Conclusion - What can we borrow from the DMA

Primarily, there must be an express identification of Big Data and its collection under the Indian Data Protection Regime; an inclusive definition like the DMA has provided can help the data-protection authority to keep a check on data breaches by Big-tech when they utilize such Big data. Similarly, the proposed DMU which aims to better understand and evaluate the conduct of e-commerce platforms and other digital gatekeepers along with the Data Protection Authority (DPA) proposed under the PDP Bill can refer to the robust compliance requirements under the DMA. Such as an exchange of notifications of acquisitions from the DMU to the DPA; exchange of audit reports vis-a-vis consumer profiling from DPA to DMU - will not only help the two to ensure pro-competitive conduct in Digital Markets but also protect the privacy of consumers’ data in the Digital space.

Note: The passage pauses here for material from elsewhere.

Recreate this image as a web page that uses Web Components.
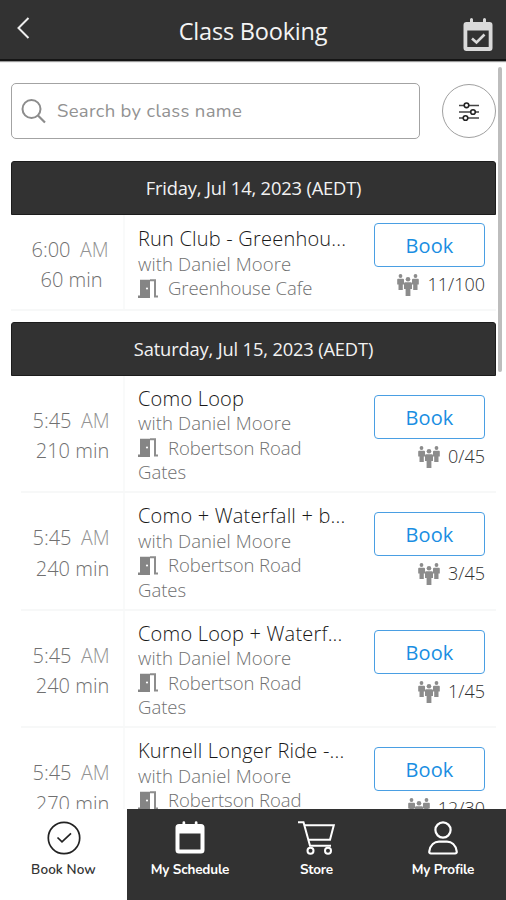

Alternatively, a similar procedure as the DMA can be adopted wherein a separate authority governing digital markets could harmoniously work with the DPA, making the process of governing the digital market more effective. Either way, regulating authorities will be able to efficiently assess and control big tech behaviour providing for a much more adept legal system in the niche of digital markets. However, the delayed implementation of Data Privacy Laws and Competition Laws with respect to the digital market slows down our legal system; It must be expedited as we see an upward curve with big tech concerns.